I’m taking a stand right here and now against these bullies. Listen up breweries! If you can’t take the God’s honest truth about your product then maybe you should consider another career path. You apparently have no respect for your customers or would be customers. I understand that some folks may use harsh words to comment on your beer but let’s be frank, when you work as a craftsman in any industry you need to learn to accept criticism and turn it into a positive. I know first hand by working in the advertising industry that you need to get thick skin when dealing with reactions of customers to your work. We can’t win them all. We just keep our heads high and strive to grow and improve our craft.

I empower you, my fellow craft beer drinker, to be confident in your ratings and not shy away from commenting. Don’t let the immaturity of a few brewers deter you! There are way more breweries that know the value of your opinion and understand how to positively interact with their customers and fans.

Constructive Criticism
And with that empowerment, I ask that you make your criticism constructive so a brewery knows specifically what could be improved… the taste… the texture… the packaging design… etc. Don’t just say “this sucks” or “worst beer I ever had”. Speak as you would like to be spoken to. Don’t be nasty or harsh with your tone. But most importantly, be honest and straight forward. Be free to exercise your right to your opinion!

It’s Not My Style
If the brew you are tasting is not a style of beer you prefer, don’t rate it low because you don’t like the taste. For instance, if stouts aren’t your thing it is NOT okay to give the beer a 1.5 rating with a snarky comment like “This stout is so heavy and tastes like coffee. Yuck.” or  “IPAs are far too bitter. How can anyone drink this?” If that style is technically meant to taste that way according to style guidelines, then the brewer has made a successful beer. It’s perfectly okay that you do not like a certain style of beer. And, it’s okay to comment why you don’t like that style. Just, please, do not give it a low rating. It is not fair to the brewers that worked so hard on making a quality product.

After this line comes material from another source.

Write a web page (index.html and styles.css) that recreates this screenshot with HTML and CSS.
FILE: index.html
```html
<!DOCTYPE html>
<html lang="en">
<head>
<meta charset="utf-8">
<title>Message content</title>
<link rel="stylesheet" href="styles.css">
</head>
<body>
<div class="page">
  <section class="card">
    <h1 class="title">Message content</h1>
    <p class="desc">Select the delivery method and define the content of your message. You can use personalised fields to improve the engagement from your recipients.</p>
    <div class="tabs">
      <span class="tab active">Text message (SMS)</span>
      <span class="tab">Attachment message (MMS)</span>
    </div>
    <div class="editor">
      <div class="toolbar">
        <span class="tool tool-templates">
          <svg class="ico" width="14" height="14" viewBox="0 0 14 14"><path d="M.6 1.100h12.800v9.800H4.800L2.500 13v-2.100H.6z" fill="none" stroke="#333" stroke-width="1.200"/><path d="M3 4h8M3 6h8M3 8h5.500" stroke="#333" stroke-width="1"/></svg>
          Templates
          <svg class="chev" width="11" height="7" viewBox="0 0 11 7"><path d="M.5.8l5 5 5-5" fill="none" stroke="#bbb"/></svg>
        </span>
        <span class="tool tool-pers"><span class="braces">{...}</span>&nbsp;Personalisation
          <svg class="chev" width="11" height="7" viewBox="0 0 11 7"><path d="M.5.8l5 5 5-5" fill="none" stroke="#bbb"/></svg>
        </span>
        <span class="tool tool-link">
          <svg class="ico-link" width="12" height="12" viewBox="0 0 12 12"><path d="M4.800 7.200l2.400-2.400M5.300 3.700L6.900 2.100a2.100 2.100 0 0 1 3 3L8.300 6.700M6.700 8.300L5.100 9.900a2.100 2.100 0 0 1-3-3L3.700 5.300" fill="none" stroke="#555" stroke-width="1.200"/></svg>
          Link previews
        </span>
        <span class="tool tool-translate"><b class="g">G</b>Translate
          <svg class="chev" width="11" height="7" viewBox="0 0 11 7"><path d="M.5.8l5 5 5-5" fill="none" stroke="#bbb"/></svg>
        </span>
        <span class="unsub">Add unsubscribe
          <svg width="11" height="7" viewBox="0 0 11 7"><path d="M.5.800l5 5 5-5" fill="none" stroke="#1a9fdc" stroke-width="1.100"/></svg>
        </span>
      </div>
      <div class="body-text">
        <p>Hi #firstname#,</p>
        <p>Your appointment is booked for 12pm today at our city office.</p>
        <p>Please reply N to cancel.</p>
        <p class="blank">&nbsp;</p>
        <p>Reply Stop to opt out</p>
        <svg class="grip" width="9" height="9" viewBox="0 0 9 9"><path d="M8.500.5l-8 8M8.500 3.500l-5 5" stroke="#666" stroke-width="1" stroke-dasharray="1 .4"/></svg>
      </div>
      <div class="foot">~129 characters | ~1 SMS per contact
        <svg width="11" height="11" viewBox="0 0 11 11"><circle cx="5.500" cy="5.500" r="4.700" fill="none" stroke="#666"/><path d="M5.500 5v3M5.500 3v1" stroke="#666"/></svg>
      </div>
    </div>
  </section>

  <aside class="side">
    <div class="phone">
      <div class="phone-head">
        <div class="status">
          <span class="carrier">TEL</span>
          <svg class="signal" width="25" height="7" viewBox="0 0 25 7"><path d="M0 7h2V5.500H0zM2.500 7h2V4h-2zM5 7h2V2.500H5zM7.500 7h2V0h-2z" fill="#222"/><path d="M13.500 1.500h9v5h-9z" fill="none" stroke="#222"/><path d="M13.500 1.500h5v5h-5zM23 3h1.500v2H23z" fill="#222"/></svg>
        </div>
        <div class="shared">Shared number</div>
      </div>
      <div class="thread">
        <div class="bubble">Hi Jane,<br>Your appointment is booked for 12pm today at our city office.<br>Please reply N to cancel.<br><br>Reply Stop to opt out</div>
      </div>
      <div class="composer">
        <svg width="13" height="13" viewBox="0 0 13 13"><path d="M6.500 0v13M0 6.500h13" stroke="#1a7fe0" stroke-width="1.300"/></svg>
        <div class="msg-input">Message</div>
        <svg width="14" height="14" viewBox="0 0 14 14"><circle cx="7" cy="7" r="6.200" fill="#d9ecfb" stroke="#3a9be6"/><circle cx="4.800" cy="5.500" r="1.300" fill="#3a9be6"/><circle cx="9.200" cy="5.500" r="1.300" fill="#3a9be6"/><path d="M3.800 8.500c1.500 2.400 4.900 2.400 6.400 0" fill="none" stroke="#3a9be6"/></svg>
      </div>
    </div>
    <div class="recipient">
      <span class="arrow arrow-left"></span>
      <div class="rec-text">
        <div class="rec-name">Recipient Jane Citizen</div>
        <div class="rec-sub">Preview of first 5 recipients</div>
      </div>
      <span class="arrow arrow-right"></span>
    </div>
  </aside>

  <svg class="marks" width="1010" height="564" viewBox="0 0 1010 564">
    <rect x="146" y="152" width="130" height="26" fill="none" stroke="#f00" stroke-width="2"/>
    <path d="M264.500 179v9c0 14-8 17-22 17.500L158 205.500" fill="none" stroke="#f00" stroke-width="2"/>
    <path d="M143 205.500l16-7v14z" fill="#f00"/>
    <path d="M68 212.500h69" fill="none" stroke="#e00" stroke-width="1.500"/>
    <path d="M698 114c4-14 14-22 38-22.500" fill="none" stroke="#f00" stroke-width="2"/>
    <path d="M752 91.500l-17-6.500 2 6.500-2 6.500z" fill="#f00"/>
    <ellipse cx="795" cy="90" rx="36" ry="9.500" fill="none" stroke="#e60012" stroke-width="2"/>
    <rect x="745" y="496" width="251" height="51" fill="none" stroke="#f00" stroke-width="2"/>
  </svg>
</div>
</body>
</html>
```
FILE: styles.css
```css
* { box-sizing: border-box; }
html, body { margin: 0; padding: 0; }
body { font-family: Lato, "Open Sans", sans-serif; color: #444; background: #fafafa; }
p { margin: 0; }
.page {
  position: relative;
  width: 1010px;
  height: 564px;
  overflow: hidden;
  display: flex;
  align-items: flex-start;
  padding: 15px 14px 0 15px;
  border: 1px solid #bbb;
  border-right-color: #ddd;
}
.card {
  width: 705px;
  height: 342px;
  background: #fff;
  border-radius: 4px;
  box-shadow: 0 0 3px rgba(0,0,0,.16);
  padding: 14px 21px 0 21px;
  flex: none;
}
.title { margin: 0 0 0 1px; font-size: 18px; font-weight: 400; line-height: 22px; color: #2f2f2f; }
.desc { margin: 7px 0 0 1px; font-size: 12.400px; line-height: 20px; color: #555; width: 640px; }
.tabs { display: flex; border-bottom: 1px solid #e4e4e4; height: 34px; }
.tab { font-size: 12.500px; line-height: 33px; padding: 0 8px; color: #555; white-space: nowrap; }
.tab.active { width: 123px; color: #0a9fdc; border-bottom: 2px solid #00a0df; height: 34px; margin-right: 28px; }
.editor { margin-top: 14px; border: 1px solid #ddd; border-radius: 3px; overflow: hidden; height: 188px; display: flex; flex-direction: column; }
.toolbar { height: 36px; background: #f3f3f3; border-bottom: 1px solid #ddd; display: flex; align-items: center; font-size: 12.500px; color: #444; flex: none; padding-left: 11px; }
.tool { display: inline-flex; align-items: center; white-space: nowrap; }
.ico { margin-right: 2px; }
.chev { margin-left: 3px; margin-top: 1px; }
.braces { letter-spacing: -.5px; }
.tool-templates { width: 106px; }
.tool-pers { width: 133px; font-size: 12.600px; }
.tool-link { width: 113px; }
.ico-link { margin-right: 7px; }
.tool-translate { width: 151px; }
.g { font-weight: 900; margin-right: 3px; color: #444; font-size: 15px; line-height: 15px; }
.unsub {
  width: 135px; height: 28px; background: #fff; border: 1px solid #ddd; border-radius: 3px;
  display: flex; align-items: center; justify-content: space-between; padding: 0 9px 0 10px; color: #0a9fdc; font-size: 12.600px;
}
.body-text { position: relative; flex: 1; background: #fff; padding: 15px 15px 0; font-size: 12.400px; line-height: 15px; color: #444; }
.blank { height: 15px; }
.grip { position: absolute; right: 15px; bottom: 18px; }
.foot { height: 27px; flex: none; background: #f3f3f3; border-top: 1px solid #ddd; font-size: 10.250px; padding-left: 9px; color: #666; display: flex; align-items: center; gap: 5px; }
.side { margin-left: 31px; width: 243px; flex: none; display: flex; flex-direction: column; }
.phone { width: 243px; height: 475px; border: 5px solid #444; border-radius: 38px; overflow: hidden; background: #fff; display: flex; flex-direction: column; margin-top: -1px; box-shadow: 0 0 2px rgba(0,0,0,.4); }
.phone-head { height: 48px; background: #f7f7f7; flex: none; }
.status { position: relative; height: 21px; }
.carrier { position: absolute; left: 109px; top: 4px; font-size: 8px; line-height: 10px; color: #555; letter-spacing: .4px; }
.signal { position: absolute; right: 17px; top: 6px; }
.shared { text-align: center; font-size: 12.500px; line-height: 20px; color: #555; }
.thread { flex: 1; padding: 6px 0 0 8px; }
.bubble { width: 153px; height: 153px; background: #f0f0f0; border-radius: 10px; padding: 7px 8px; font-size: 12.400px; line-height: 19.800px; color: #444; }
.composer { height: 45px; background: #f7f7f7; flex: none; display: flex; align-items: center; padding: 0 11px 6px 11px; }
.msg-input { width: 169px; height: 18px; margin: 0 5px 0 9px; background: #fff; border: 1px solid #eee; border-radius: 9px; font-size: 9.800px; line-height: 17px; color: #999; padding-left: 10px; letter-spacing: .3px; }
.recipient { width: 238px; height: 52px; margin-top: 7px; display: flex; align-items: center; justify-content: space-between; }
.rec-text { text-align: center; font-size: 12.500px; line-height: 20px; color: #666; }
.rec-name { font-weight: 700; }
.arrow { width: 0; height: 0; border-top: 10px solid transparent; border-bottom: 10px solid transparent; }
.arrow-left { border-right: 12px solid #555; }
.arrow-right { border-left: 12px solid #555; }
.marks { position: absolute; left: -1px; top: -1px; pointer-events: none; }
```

(Follow Me On: Twitter & Untappd: @dzyngrl | Instagram: @dzyngrl14)

7 Comments on Don’t Tell Me How to Rate My Beer!

  1. I wonder if breweries get all knee jerked because someone isn’t the first person to tell them their beer sucked.

    Sliding a bar on Untappd is not the same as giving an in depth review, so since most people rate to their tastes, I would hope the breweries wouldn’t get all hurt. Not everyone’s going to like your beer. Yes, it would be nice if more people included comments like “well constructed, but just not my thing”, but a lot of people don’t.

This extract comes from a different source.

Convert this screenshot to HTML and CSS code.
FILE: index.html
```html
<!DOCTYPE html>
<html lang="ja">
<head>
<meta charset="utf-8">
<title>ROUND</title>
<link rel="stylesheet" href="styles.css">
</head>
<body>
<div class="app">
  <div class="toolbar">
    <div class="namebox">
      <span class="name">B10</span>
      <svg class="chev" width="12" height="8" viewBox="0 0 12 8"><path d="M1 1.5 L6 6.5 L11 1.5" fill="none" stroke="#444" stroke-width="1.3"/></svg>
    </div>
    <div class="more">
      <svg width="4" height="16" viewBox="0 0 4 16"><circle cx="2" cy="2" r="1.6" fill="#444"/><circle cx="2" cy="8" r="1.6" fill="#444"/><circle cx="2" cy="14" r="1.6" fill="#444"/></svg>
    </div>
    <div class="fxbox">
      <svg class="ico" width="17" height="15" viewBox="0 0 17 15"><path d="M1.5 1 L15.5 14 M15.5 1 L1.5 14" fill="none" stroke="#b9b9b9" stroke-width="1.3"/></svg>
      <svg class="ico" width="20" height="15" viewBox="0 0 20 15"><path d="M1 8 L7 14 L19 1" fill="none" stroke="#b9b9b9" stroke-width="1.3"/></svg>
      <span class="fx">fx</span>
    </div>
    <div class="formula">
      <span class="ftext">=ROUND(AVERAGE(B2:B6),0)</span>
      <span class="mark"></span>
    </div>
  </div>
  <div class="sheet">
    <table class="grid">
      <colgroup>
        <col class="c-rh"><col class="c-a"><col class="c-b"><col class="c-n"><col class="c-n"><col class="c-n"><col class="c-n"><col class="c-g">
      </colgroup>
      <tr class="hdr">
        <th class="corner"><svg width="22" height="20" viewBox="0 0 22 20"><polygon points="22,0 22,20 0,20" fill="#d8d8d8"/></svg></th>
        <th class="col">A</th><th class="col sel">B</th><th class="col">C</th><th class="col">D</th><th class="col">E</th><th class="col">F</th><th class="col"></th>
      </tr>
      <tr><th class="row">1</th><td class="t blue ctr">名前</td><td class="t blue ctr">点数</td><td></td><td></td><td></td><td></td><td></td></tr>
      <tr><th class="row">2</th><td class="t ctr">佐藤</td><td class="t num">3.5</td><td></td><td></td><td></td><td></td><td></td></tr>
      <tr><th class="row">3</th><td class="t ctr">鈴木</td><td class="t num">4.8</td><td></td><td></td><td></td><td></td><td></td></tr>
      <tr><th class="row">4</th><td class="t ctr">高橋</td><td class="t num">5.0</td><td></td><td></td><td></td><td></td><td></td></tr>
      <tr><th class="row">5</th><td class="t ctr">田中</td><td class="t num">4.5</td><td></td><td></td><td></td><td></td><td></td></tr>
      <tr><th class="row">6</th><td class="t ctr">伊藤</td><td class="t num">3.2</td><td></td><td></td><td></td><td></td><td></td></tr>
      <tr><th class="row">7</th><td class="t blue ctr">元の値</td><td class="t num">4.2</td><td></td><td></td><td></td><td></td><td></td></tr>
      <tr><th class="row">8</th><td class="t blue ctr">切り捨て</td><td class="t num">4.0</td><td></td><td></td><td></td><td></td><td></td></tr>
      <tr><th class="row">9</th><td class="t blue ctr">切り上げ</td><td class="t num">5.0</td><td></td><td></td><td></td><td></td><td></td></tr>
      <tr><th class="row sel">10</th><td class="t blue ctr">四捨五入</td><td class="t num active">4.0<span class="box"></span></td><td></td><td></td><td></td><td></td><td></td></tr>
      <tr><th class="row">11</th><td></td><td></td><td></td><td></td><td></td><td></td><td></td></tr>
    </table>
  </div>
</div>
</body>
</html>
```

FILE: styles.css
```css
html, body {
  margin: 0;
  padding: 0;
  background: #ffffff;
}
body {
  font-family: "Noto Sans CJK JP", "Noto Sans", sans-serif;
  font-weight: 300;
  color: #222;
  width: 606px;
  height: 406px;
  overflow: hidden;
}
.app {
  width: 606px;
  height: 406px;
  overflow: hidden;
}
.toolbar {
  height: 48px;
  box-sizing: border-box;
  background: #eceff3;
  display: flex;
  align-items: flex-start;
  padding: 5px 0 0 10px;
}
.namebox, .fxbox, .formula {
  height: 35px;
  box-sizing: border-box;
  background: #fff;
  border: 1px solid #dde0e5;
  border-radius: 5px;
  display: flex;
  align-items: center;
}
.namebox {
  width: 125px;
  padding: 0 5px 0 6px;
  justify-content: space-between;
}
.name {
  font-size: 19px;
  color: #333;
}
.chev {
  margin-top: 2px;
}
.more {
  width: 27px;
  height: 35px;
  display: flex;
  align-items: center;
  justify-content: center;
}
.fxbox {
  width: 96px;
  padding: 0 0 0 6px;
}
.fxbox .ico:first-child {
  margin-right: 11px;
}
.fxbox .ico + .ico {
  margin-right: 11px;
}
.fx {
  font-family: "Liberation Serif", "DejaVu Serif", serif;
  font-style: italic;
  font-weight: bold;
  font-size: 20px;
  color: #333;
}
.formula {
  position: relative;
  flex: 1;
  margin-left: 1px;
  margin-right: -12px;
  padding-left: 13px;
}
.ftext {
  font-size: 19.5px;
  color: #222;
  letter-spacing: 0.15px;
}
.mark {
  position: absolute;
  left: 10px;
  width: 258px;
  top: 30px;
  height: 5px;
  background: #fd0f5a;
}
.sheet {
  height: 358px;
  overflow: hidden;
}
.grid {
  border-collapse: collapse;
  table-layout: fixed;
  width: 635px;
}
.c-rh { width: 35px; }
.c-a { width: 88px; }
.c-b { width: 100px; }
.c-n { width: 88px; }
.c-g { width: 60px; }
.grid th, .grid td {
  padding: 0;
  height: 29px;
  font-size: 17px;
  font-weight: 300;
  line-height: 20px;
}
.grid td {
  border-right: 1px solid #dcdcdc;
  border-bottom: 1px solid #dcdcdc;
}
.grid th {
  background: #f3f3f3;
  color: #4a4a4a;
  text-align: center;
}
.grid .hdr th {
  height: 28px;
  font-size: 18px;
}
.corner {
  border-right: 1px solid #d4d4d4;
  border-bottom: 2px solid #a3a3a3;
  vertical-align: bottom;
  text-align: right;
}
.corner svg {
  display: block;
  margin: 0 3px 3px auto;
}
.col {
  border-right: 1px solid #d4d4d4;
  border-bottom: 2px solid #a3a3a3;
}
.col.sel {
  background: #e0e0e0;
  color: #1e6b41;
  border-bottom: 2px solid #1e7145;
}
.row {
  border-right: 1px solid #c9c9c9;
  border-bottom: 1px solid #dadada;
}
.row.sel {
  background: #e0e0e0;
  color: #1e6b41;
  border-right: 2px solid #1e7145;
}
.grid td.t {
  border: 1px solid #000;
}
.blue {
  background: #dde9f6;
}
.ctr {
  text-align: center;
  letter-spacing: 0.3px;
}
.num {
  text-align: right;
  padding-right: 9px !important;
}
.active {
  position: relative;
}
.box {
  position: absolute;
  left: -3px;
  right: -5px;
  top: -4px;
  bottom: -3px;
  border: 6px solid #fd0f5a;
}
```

    As far as my experience, I once had Six Point toast a beer a gave a two star review to (no comment, but I just didn’t like it). So I think some breweries “get it”.

  2. I understand why specific breweries weren’t called out in this article, but specificity would have reinforced the argument.

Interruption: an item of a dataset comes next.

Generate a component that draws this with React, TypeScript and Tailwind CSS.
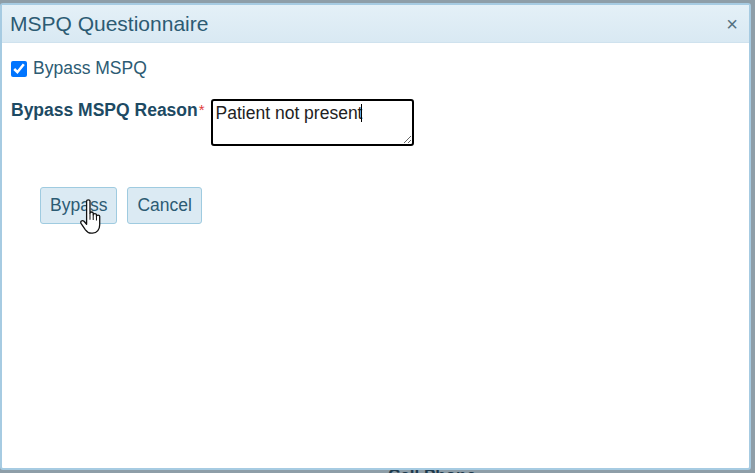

    I wish this would have touched upon the trend of listing years for each beer as part of the rating process. Untappd indicates that year is only to be added if the recipe changes or if it’s vintage (, but this process probably illustrates a feedback loop should a brewer be listening and/or actively trying to improve their product.

    • The reason breweries names were left out was two-fold:

      – It didn’t happen directly to me. Calling out the offending Brewers would have made targets out of the people who reported the incidences to me.

      – I also didn’t want the offending breweries to be bullied by anyone who read the article which would have been inevitable. I wanted folks to react with positive actions… Rating and commenting in spite of the breweries’ not so professional actions.

  3. Well put! You’re definitely on to something here. Most craft beer I’ve had is great, but I have encountered my share of duds. As for the breweries and brewers themselves, fortunately the vast majority of brewers I’ve met have been very generous with their time and plenty fun to talk to. Occasionally, though, I see a few brewers get up in arms from time to time when people criticize their beers on FB chat forums of which I’m a part. (Sometimes, though, I think that brewers’ frustrations are understandable, especially when someone leaves shrill or unconsidered feedback.)

    I once read a particularly questionable article addressed to beer bloggers, exhorting them to praise craft beer and breweries to the skies, seemingly no matter what. I wrote about it on my site in an article entitled “The Uncritical Embrace of Craft Beer?” Much of what I wrote resonates with what you wrote.

    • “Passion” is one thing, but an enthusiasm that crosses over into a fetishization of all things craft beer only results in a dulled critical consciousness.”

      Agreed entirely! Far too often, I see craft beer advocates, bloggers, podcasters, etc. give everything and anything an over-the-top thumbs up. It makes you wonder what kickbacks they’re getting from the brewery. lol. But in all seriousness, it does make me respect their opinion and reviews less when they endorse everything. Surely, “all the beers” can’t be spectacular.

      ‘Cheers’ to you and thank you for pointing to your article 🙂

  4. For those unfamiliar with their Untappd settings and recent changes, one can turn off brewery comments all together. This setting is located under your privacy settings. The brewer can still see your rating and comments, they are just unable to reply. I’ve been to a lot of breweries that make less than stellar beer and I always say ‘just because you can make and sell beer doesn’t mean you should’.